> _WHAT YOU NEED TO DO_
Locate all lines with the word "screenshot". Copy them.
** Start of RECORDED INFORMATION **
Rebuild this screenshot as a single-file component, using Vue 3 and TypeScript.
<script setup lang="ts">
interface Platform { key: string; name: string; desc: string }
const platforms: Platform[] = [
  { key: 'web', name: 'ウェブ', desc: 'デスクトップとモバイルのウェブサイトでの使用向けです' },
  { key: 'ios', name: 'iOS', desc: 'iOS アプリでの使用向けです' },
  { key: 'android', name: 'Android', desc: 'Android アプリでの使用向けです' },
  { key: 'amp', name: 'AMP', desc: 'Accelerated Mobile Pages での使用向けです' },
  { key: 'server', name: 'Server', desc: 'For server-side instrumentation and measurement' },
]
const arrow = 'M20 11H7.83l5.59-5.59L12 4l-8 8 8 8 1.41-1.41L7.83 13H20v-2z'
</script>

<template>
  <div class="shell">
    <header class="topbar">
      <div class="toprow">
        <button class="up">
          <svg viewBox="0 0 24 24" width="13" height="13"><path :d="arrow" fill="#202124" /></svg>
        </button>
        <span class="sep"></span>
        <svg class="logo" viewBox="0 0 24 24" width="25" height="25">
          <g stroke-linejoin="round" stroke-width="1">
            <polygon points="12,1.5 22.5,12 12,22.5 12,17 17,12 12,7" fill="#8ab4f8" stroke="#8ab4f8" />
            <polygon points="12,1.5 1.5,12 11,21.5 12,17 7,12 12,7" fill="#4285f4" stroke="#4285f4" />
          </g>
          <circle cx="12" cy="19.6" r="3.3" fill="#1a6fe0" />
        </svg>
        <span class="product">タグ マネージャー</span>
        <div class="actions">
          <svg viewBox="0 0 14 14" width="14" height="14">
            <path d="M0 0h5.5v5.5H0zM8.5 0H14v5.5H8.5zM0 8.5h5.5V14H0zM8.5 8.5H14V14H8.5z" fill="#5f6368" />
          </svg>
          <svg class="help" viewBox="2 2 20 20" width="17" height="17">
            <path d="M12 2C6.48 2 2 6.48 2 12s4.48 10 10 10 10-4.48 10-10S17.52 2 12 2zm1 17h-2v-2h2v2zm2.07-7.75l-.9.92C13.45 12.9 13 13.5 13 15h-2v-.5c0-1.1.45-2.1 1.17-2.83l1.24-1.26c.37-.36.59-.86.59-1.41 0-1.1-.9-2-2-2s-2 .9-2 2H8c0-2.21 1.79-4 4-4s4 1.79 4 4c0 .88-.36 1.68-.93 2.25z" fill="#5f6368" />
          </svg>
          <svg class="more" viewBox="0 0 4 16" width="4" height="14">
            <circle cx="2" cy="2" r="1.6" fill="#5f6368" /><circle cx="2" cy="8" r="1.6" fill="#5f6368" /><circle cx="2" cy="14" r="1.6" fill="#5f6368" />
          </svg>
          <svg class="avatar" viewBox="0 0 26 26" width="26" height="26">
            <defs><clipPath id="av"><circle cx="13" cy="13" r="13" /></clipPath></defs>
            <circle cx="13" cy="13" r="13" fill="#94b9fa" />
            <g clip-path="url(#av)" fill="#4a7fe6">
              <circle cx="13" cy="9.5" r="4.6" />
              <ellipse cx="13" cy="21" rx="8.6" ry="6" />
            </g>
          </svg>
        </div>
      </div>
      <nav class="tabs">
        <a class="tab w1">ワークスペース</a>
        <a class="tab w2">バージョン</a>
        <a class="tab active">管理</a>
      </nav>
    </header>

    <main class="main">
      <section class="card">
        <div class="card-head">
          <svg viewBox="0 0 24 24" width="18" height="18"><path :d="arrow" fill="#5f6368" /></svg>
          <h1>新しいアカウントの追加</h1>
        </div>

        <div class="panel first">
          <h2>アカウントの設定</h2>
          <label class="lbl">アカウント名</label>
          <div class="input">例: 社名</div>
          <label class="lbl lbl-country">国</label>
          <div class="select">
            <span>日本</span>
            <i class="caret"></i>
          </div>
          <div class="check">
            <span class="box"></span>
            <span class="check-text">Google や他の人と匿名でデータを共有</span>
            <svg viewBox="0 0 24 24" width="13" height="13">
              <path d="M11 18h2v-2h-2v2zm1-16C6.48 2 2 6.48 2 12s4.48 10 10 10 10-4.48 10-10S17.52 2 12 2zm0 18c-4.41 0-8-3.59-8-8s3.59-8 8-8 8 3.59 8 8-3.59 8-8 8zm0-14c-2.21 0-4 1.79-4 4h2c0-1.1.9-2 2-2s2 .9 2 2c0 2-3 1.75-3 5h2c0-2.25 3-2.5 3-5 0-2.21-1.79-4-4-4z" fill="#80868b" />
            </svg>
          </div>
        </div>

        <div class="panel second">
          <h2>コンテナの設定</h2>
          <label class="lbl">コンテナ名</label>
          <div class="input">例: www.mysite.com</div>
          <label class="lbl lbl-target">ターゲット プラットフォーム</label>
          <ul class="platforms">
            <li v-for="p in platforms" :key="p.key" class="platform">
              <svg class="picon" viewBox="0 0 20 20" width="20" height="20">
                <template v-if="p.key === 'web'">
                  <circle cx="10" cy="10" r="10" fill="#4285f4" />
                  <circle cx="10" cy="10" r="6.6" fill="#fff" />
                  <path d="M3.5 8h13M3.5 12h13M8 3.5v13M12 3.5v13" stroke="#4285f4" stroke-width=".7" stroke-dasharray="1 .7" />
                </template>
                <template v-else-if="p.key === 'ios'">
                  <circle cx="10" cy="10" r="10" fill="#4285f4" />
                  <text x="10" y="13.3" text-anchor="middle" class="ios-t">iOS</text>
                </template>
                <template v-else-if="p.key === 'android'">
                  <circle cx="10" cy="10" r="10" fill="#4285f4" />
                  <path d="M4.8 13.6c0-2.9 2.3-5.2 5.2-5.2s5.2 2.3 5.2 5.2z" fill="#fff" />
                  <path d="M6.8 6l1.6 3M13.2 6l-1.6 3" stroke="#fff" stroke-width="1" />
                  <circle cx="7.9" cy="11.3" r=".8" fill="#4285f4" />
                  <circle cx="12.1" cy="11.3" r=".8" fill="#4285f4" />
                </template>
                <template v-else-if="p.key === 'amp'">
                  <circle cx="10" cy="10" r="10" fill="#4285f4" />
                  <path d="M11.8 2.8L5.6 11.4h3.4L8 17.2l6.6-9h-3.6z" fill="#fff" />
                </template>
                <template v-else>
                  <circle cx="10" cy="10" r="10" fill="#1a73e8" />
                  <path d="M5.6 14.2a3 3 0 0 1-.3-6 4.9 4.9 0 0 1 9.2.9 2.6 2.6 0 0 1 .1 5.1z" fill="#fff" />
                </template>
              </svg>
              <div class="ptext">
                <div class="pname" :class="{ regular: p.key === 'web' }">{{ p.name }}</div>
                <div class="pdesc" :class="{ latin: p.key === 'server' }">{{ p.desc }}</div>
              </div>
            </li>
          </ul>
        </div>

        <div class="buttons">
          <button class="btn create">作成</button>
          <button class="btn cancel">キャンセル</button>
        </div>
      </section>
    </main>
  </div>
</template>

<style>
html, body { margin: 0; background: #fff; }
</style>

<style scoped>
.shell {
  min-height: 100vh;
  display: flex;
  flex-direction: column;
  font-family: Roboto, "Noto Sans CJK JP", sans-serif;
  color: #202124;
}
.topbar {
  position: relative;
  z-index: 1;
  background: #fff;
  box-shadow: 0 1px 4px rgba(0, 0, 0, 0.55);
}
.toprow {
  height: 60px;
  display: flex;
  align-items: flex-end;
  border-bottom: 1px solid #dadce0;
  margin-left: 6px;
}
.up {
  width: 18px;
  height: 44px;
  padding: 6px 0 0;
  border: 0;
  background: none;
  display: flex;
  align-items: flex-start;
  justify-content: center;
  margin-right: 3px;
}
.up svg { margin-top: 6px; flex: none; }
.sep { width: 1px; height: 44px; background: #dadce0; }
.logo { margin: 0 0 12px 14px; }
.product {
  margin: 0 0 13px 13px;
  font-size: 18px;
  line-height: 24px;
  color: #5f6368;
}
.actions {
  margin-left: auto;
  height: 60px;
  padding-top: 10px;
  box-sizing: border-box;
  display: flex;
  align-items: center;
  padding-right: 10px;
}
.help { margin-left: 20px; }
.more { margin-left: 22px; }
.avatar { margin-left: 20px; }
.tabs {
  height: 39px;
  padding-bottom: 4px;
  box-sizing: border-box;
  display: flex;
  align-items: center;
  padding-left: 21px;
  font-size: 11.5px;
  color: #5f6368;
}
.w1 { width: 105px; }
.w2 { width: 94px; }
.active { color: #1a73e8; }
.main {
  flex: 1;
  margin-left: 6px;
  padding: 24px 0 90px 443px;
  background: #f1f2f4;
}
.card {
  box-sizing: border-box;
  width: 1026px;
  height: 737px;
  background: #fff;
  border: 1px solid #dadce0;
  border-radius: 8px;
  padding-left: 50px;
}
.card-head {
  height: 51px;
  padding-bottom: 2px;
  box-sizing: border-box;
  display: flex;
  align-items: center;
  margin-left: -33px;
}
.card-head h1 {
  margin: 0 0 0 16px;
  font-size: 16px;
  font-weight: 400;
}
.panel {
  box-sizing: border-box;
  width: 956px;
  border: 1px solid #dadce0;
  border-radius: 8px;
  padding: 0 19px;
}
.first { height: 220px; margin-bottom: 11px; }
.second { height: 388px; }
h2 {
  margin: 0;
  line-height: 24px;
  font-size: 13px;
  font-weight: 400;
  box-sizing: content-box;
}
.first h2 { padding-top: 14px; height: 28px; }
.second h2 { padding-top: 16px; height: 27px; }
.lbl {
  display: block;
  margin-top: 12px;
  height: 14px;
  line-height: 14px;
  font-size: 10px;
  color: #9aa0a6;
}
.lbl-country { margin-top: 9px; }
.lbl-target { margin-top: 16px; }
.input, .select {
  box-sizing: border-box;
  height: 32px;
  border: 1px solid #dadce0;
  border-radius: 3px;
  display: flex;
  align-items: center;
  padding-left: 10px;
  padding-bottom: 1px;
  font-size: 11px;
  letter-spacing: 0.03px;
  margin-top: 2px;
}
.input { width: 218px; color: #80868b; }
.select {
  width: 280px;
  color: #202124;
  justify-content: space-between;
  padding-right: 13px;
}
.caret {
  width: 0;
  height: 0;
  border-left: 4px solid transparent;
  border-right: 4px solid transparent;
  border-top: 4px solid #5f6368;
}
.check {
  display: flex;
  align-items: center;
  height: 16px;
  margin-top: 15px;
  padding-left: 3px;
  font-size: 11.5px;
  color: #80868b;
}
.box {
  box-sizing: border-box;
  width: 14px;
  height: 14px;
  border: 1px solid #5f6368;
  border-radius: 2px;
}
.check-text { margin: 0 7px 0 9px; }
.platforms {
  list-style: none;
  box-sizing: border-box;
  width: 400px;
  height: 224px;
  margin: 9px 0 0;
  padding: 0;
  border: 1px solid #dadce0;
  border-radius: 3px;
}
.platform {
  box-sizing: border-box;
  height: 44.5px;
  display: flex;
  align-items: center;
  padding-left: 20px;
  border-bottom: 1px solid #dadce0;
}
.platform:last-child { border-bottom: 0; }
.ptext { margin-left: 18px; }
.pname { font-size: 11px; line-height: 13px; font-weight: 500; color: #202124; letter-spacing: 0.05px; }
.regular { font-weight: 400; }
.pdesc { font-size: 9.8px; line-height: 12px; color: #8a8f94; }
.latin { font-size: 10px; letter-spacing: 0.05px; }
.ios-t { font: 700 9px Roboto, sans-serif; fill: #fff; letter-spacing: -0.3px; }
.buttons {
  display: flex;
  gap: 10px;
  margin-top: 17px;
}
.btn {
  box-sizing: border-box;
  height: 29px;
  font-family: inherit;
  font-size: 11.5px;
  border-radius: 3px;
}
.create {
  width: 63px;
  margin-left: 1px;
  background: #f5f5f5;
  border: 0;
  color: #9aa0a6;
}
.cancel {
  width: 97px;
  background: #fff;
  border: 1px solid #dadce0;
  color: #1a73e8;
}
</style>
** End of RECORDED INFORMATION **
** Start of RECORDED INFORMATION **
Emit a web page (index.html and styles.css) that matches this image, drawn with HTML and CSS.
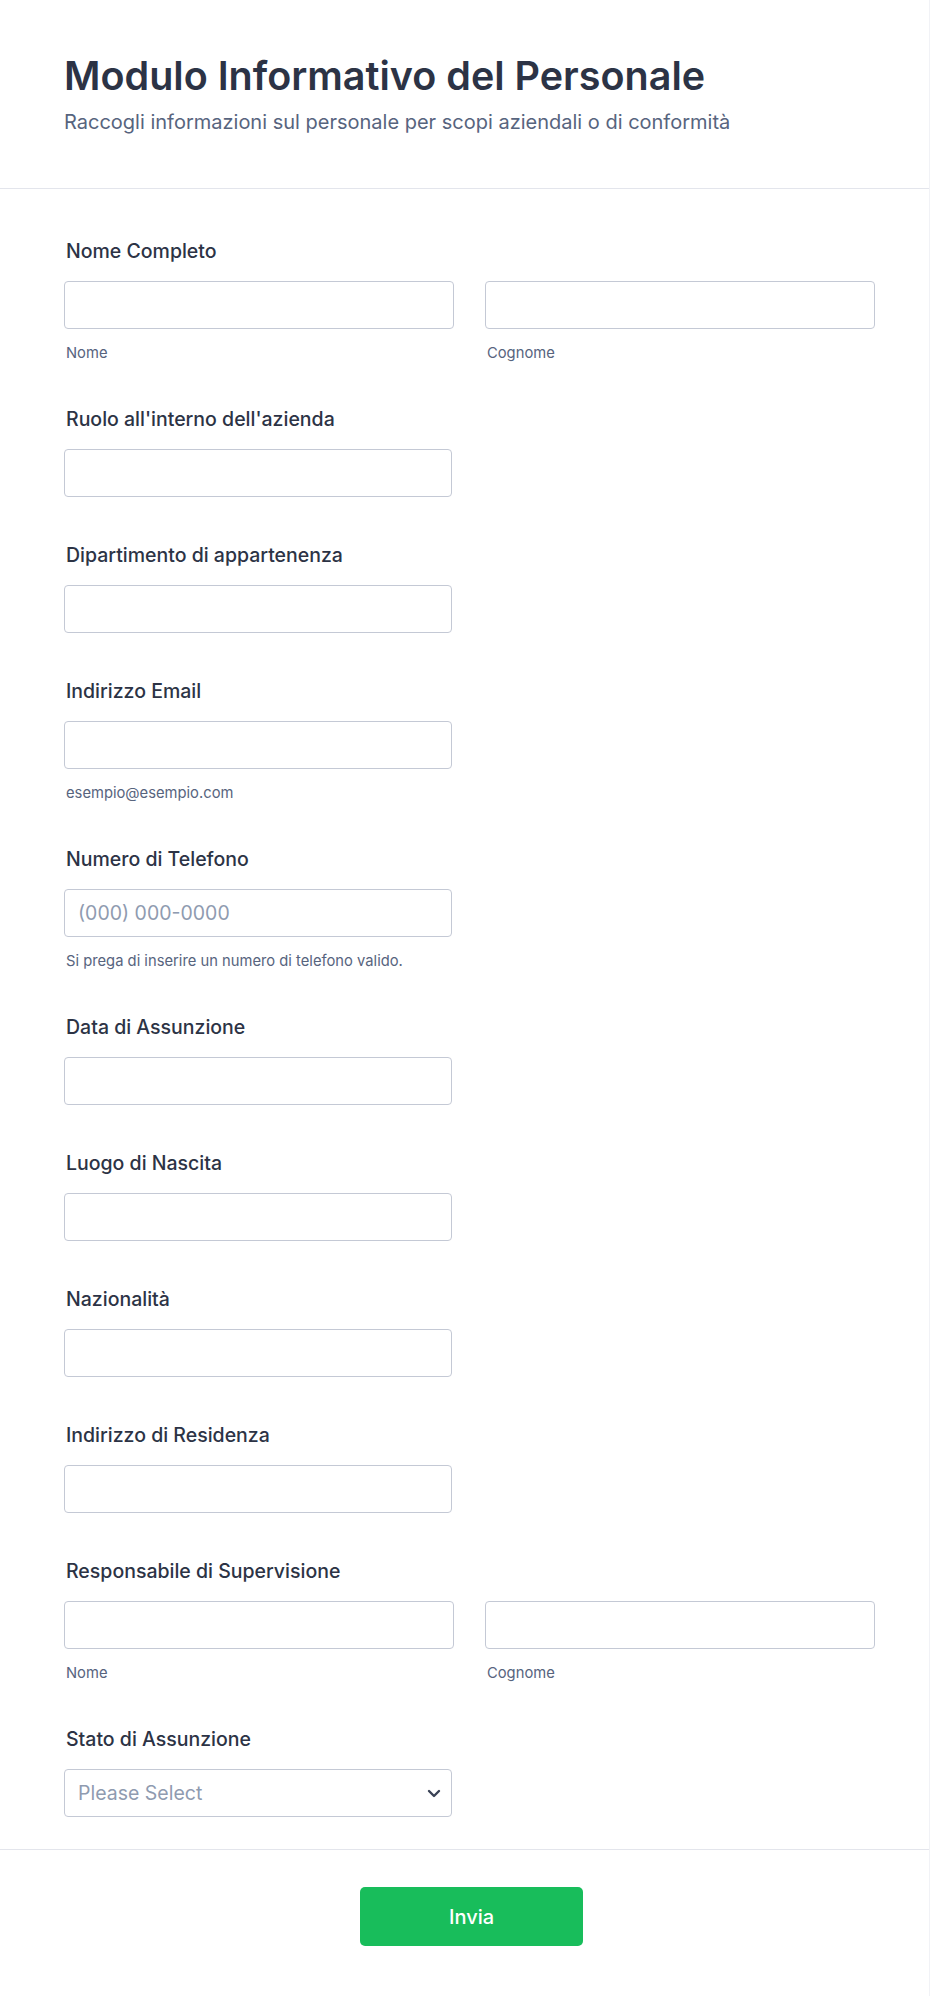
** End of RECORDED INFORMATION **
** Start of RECORDED INFORMATION **
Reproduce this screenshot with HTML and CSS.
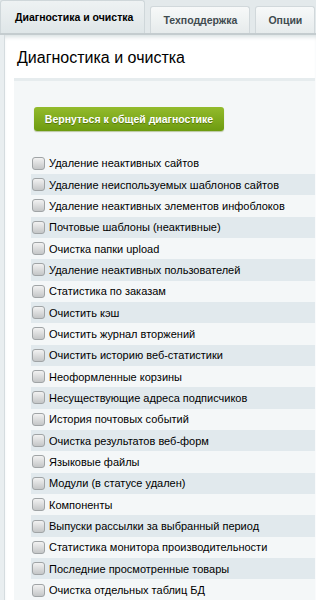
** End of RECORDED INFORMATION **
> _FULL SOLUTION_
Rebuild this screenshot as a single-file component, using Vue 3 and TypeScript.
Reproduce this screenshot with HTML and CSS.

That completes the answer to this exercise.